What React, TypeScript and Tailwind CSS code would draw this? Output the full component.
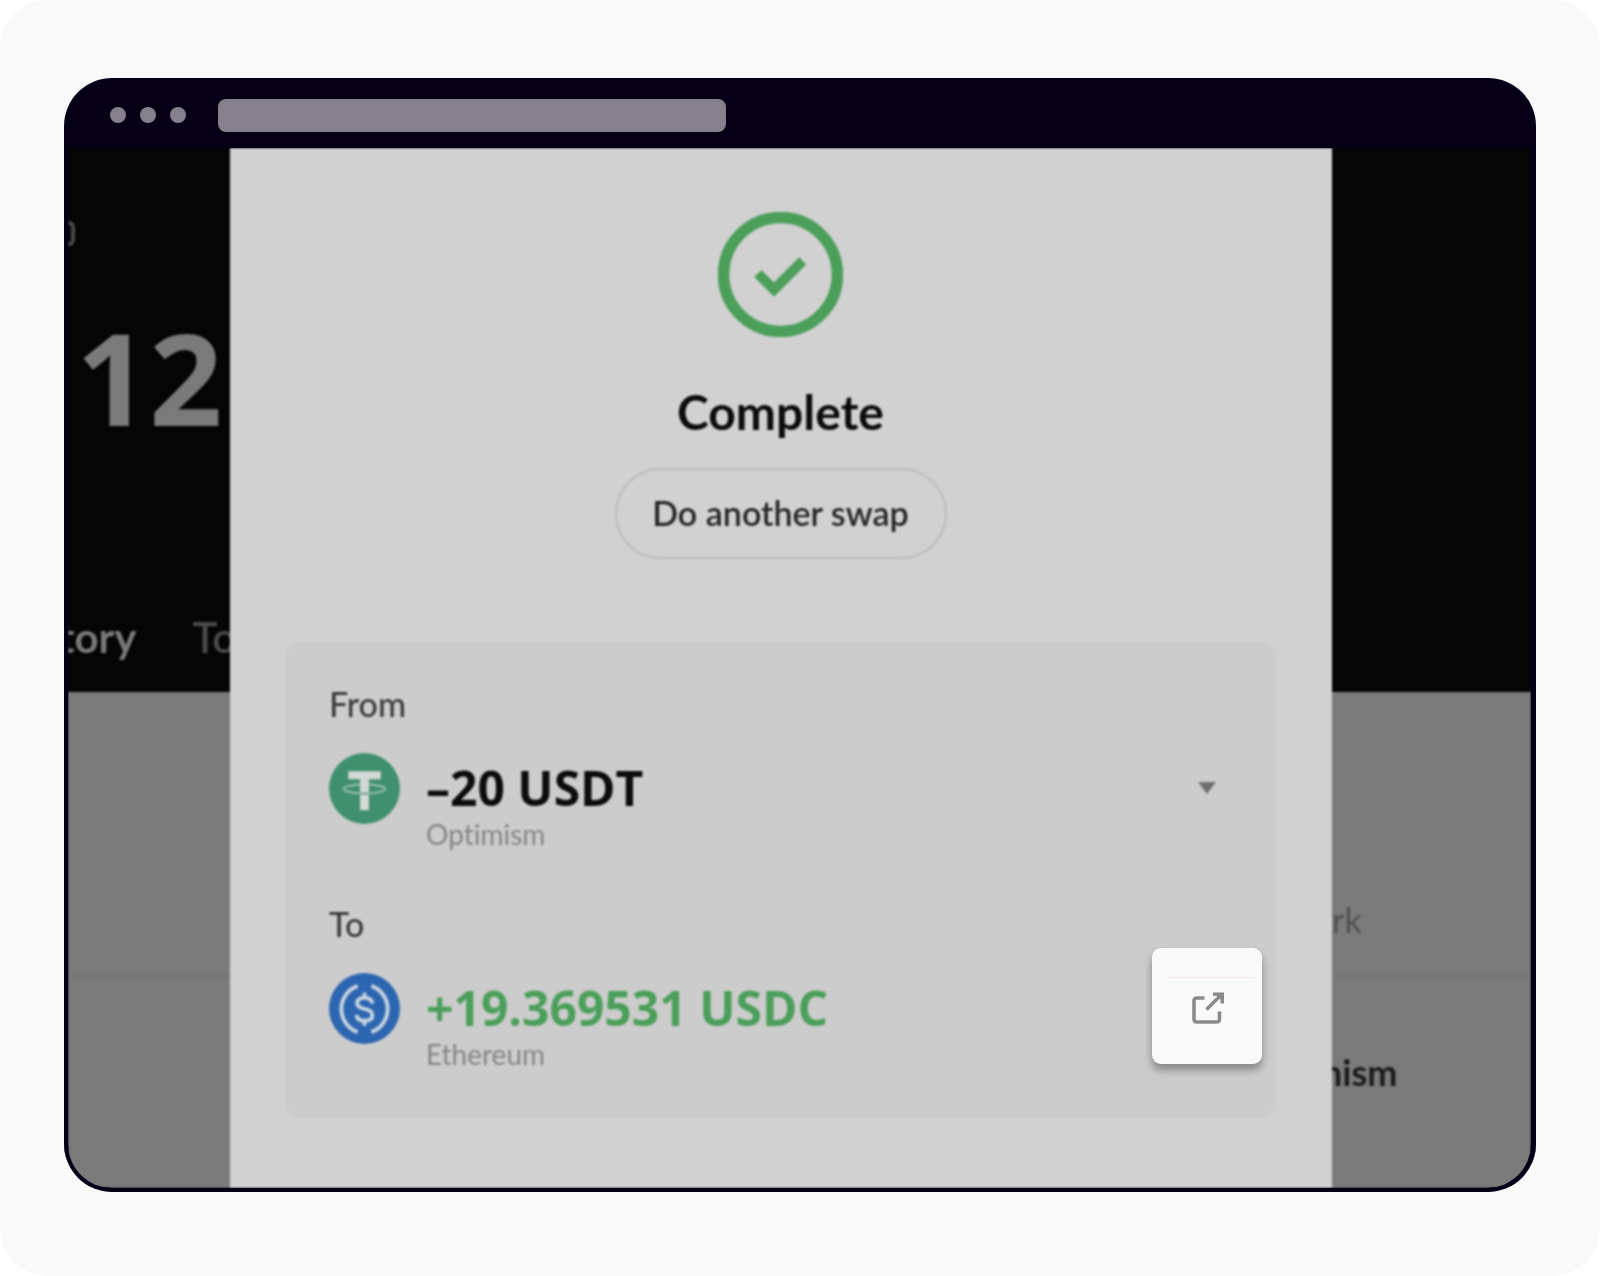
import React from "react";

function Tether() {
  return (
    <svg viewBox="0 0 72 72" className="mt-px size-[71px] shrink-0" aria-hidden="true">
      <circle cx="36" cy="36" r="36" fill="#409070" />
      <path d="M19.500 18.500H52.500V26.500H40.500V58H31.500V26.500H19.500Z" fill="#d4d8d6" />
      <ellipse cx="36" cy="36.500" rx="21" ry="4.600" fill="none" stroke="#a3c4b6" strokeWidth="1.800" />
      <path d="M31.500 30.500H40.500V38.500H31.500Z" fill="#d4d8d6" />
      <path d="M31.500 40.200H40.500V42.200H31.500Z" fill="#6fa68f" />
    </svg>
  );
}

function UsdCoin() {
  return (
    <svg viewBox="0 0 72 72" className="mt-px size-[71px] shrink-0" aria-hidden="true" fill="none" stroke="#c6d3e0" strokeWidth="4">
      <circle cx="36" cy="36" r="36" fill="#2d66b0" stroke="none" />
      <path d="M29 13A25 25 0 0 0 29 60" />
      <path d="M43 13A25 25 0 0 1 43 60" />
      <path d="M44 31C43.500 27 40.500 25 36 25C31.500 25 28.500 27 28.500 30.500C28.500 34 31 35.200 36 36.400C41.500 37.600 44 39.200 44 42.800C44 46.400 41 48.500 36 48.500C31 48.500 28.200 46.500 28 42.500" />
      <path d="M36 20V25M36 48.500V53.500" />
    </svg>
  );
}

type TokenProps = {
  label: string;
  icon: React.ReactNode;
  amount: string;
  network: string;
  amountClass: string;
  action?: React.ReactNode;
};

function TokenRow({ label, icon, amount, network, amountClass, action }: TokenProps) {
  return (
    <div>
      <p className="text-[34px] leading-10 font-medium text-[#3c3c3c]">{label}</p>
      <div className="mt-7 flex items-start gap-[26px]">
        {icon}
        <div className="min-w-0 flex-1 pt-[6px]">
          <p className={amountClass}>{amount}</p>
          <p className="text-[28px] leading-8 text-[#868686]">{network}</p>
        </div>
        {action}
      </div>
    </div>
  );
}

export default function App() {
  return (
    <div className="bg-white font-['Lato','Open_Sans',sans-serif] [font-variant-ligatures:none]">
      <main className="min-h-screen rounded-[48px] bg-[#f9f9f9] px-16 pt-[78px] pb-[84px]">
        <div className="overflow-hidden rounded-[48px] border-b-4 border-[#050018] bg-[#050018]">
          <header className="flex h-[70px] items-center pl-[46px] pt-1">
            <div className="flex gap-[14px]">
              <span className="size-4 rounded-full bg-[#85808b]" />
              <span className="size-4 rounded-full bg-[#85808b]" />
              <span className="size-4 rounded-full bg-[#85808b]" />
            </div>
            <div className="ml-8 h-[33px] w-[508px] rounded-lg bg-[#85808b]" />
          </header>

          <div className="relative ml-1 mr-[5px] overflow-hidden rounded-b-[44px] bg-[#050505]">
            <div className="grid grid-cols-[162px_minmax(0,1fr)_199px] blur-[1px]">
              <aside className="flex flex-col overflow-hidden bg-[#7a7a7a]">
                <div className="h-[544px] bg-[#050505] pt-[73px] whitespace-nowrap">
                  <div className="h-[25px] w-[7px] rounded-r-md border-4 border-l-0 border-[#484848]" />
                  <p className="mt-[59px] pl-2 font-['Open_Sans',sans-serif] text-[128px] leading-[144px] font-bold text-[#7a7a7a]">12</p>
                  <div className="mt-[162px] flex gap-14 text-[42px] leading-[52px]">
                    <span className="-ml-[9px] font-bold text-[#7a7a7a]">tory</span>
                    <span className="font-semibold text-[#4a4a4a]">To</span>
                  </div>
                </div>
                <div className="h-[285px] border-b-2 border-[#737373]" />
              </aside>

              <section className="flex flex-col items-center bg-[#d1d1d1] pt-16 pr-14 pb-[70px] pl-[55px]">
                <svg viewBox="0 0 124 124" className="size-[125px]" fill="none" stroke="#4b9f5a" aria-hidden="true">
                  <circle cx="62" cy="62" r="56.500" strokeWidth="11.500" />
                  <path d="M39.500 61L55.500 77L84 48.500" strokeWidth="10" />
                </svg>
                <h1 className="mt-[45px] text-[48px] leading-[60px] font-bold text-[#0c0c0c]">Complete</h1>
                <button className="mt-[26px] h-[91px] w-[332px] rounded-full border-2 border-[#bdbdbd] pb-[3px] text-[34px] font-semibold text-[#262626]">
                  Do another swap
                </button>
                <div className="mt-[83px] flex w-full flex-col gap-[54px] rounded-2xl bg-[#cccccc] pt-[42px] pr-[60px] pb-12 pl-11">
                  <TokenRow
                    label="From"
                    icon={<Tether />}
                    amount="–20 USDT"
                    network="Optimism"
                    amountClass="font-['Open_Sans',sans-serif] text-[48px] leading-[60px] font-bold text-[#0c0c0c]"
                    action={
                      <button aria-label="Show details" className="mt-[30px]">
                        <svg viewBox="0 0 18 12" className="h-3 w-[18px]" fill="#707070" aria-hidden="true">
                          <path d="M0 0H18L9 12Z" />
                        </svg>
                      </button>
                    }
                  />
                  <TokenRow
                    label="To"
                    icon={<UsdCoin />}
                    amount="+19.369531 USDC"
                    network="Ethereum"
                    amountClass="font-['Open_Sans',sans-serif] text-[48px] leading-[60px] font-bold text-[#4b9f5a]"
                  />
                </div>
              </section>

              <aside className="flex flex-col overflow-hidden bg-[#7a7a7a] whitespace-nowrap">
                <div className="h-[544px] bg-[#050505]" />
                <div className="flex h-[285px] items-end border-b-2 border-[#737373] pb-[35px]">
                  <span className="text-[34px] leading-10 text-[#505050]">rk</span>
                </div>
                <span className="-ml-[10px] mt-[75px] text-[36px] leading-10 font-bold text-[#1c1c1c]">nism</span>
              </aside>
            </div>

            <button
              aria-label="Open in explorer"
              className="absolute right-[269px] bottom-[124px] flex h-[116px] w-[110px] flex-col items-center rounded-[9px] bg-[#f9f9f9] shadow-[0_6px_8px_rgba(0,0,0,0.35)]"
            >
              <span className="mt-[29px] ml-2 h-px w-[86px] bg-[#f8e9ea]" />
              <svg viewBox="0 0 32 32" className="mt-[14px] ml-[2px] size-8" fill="none" stroke="#8a8a8a" strokeWidth="3.600" aria-hidden="true">
                <path d="M12.500 6H5Q2 6 2 9V27Q2 30 5 30H24.500Q27.500 30 27.500 27V19.500" />
                <path d="M14.500 17.500L29 3" />
                <path d="M21 0.500H32V11.500H28.500V7.500L24.800 3.800H21Z" fill="#8a8a8a" stroke="none" />
              </svg>
            </button>
          </div>
        </div>
      </main>
    </div>
  );
}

---

TASK INSTRUCTIONS:
Set the pictures aside and transcribe the data above exactly.

ANSWER TO THE EXERCISE:
What React, TypeScript and Tailwind CSS code would draw this? Output the full component.
import React from "react";

function Tether() {
  return (
    <svg viewBox="0 0 72 72" className="mt-px size-[71px] shrink-0" aria-hidden="true">
      <circle cx="36" cy="36" r="36" fill="#409070" />
      <path d="M19.500 18.500H52.500V26.500H40.500V58H31.500V26.500H19.500Z" fill="#d4d8d6" />
      <ellipse cx="36" cy="36.500" rx="21" ry="4.600" fill="none" stroke="#a3c4b6" strokeWidth="1.800" />
      <path d="M31.500 30.500H40.500V38.500H31.500Z" fill="#d4d8d6" />
      <path d="M31.500 40.200H40.500V42.200H31.500Z" fill="#6fa68f" />
    </svg>
  );
}

function UsdCoin() {
  return (
    <svg viewBox="0 0 72 72" className="mt-px size-[71px] shrink-0" aria-hidden="true" fill="none" stroke="#c6d3e0" strokeWidth="4">
      <circle cx="36" cy="36" r="36" fill="#2d66b0" stroke="none" />
      <path d="M29 13A25 25 0 0 0 29 60" />
      <path d="M43 13A25 25 0 0 1 43 60" />
      <path d="M44 31C43.500 27 40.500 25 36 25C31.500 25 28.500 27 28.500 30.500C28.500 34 31 35.200 36 36.400C41.500 37.600 44 39.200 44 42.800C44 46.400 41 48.500 36 48.500C31 48.500 28.200 46.500 28 42.500" />
      <path d="M36 20V25M36 48.500V53.500" />
    </svg>
  );
}

type TokenProps = {
  label: string;
  icon: React.ReactNode;
  amount: string;
  network: string;
  amountClass: string;
  action?: React.ReactNode;
};

function TokenRow({ label, icon, amount, network, amountClass, action }: TokenProps) {
  return (
    <div>
      <p className="text-[34px] leading-10 font-medium text-[#3c3c3c]">{label}</p>
      <div className="mt-7 flex items-start gap-[26px]">
        {icon}
        <div className="min-w-0 flex-1 pt-[6px]">
          <p className={amountClass}>{amount}</p>
          <p className="text-[28px] leading-8 text-[#868686]">{network}</p>
        </div>
        {action}
      </div>
    </div>
  );
}

export default function App() {
  return (
    <div className="bg-white font-['Lato','Open_Sans',sans-serif] [font-variant-ligatures:none]">
      <main className="min-h-screen rounded-[48px] bg-[#f9f9f9] px-16 pt-[78px] pb-[84px]">
        <div className="overflow-hidden rounded-[48px] border-b-4 border-[#050018] bg-[#050018]">
          <header className="flex h-[70px] items-center pl-[46px] pt-1">
            <div className="flex gap-[14px]">
              <span className="size-4 rounded-full bg-[#85808b]" />
              <span className="size-4 rounded-full bg-[#85808b]" />
              <span className="size-4 rounded-full bg-[#85808b]" />
            </div>
            <div className="ml-8 h-[33px] w-[508px] rounded-lg bg-[#85808b]" />
          </header>

          <div className="relative ml-1 mr-[5px] overflow-hidden rounded-b-[44px] bg-[#050505]">
            <div className="grid grid-cols-[162px_minmax(0,1fr)_199px] blur-[1px]">
              <aside className="flex flex-col overflow-hidden bg-[#7a7a7a]">
                <div className="h-[544px] bg-[#050505] pt-[73px] whitespace-nowrap">
                  <div className="h-[25px] w-[7px] rounded-r-md border-4 border-l-0 border-[#484848]" />
                  <p className="mt-[59px] pl-2 font-['Open_Sans',sans-serif] text-[128px] leading-[144px] font-bold text-[#7a7a7a]">12</p>
                  <div className="mt-[162px] flex gap-14 text-[42px] leading-[52px]">
                    <span className="-ml-[9px] font-bold text-[#7a7a7a]">tory</span>
                    <span className="font-semibold text-[#4a4a4a]">To</span>
                  </div>
                </div>
                <div className="h-[285px] border-b-2 border-[#737373]" />
              </aside>

              <section className="flex flex-col items-center bg-[#d1d1d1] pt-16 pr-14 pb-[70px] pl-[55px]">
                <svg viewBox="0 0 124 124" className="size-[125px]" fill="none" stroke="#4b9f5a" aria-hidden="true">
                  <circle cx="62" cy="62" r="56.500" strokeWidth="11.500" />
                  <path d="M39.500 61L55.500 77L84 48.500" strokeWidth="10" />
                </svg>
                <h1 className="mt-[45px] text-[48px] leading-[60px] font-bold text-[#0c0c0c]">Complete</h1>
                <button className="mt-[26px] h-[91px] w-[332px] rounded-full border-2 border-[#bdbdbd] pb-[3px] text-[34px] font-semibold text-[#262626]">
                  Do another swap
                </button>
                <div className="mt-[83px] flex w-full flex-col gap-[54px] rounded-2xl bg-[#cccccc] pt-[42px] pr-[60px] pb-12 pl-11">
                  <TokenRow
                    label="From"
                    icon={<Tether />}
                    amount="–20 USDT"
                    network="Optimism"
                    amountClass="font-['Open_Sans',sans-serif] text-[48px] leading-[60px] font-bold text-[#0c0c0c]"
                    action={
                      <button aria-label="Show details" className="mt-[30px]">
                        <svg viewBox="0 0 18 12" className="h-3 w-[18px]" fill="#707070" aria-hidden="true">
                          <path d="M0 0H18L9 12Z" />
                        </svg>
                      </button>
                    }
                  />
                  <TokenRow
                    label="To"
                    icon={<UsdCoin />}
                    amount="+19.369531 USDC"
                    network="Ethereum"
                    amountClass="font-['Open_Sans',sans-serif] text-[48px] leading-[60px] font-bold text-[#4b9f5a]"
                  />
                </div>
              </section>

              <aside className="flex flex-col overflow-hidden bg-[#7a7a7a] whitespace-nowrap">
                <div className="h-[544px] bg-[#050505]" />
                <div className="flex h-[285px] items-end border-b-2 border-[#737373] pb-[35px]">
                  <span className="text-[34px] leading-10 text-[#505050]">rk</span>
                </div>
                <span className="-ml-[10px] mt-[75px] text-[36px] leading-10 font-bold text-[#1c1c1c]">nism</span>
              </aside>
            </div>

            <button
              aria-label="Open in explorer"
              className="absolute right-[269px] bottom-[124px] flex h-[116px] w-[110px] flex-col items-center rounded-[9px] bg-[#f9f9f9] shadow-[0_6px_8px_rgba(0,0,0,0.35)]"
            >
              <span className="mt-[29px] ml-2 h-px w-[86px] bg-[#f8e9ea]" />
              <svg viewBox="0 0 32 32" className="mt-[14px] ml-[2px] size-8" fill="none" stroke="#8a8a8a" strokeWidth="3.600" aria-hidden="true">
                <path d="M12.500 6H5Q2 6 2 9V27Q2 30 5 30H24.500Q27.500 30 27.500 27V19.500" />
                <path d="M14.500 17.500L29 3" />
                <path d="M21 0.500H32V11.500H28.500V7.500L24.800 3.800H21Z" fill="#8a8a8a" stroke="none" />
              </svg>
            </button>
          </div>
        </div>
      </main>
    </div>
  );
}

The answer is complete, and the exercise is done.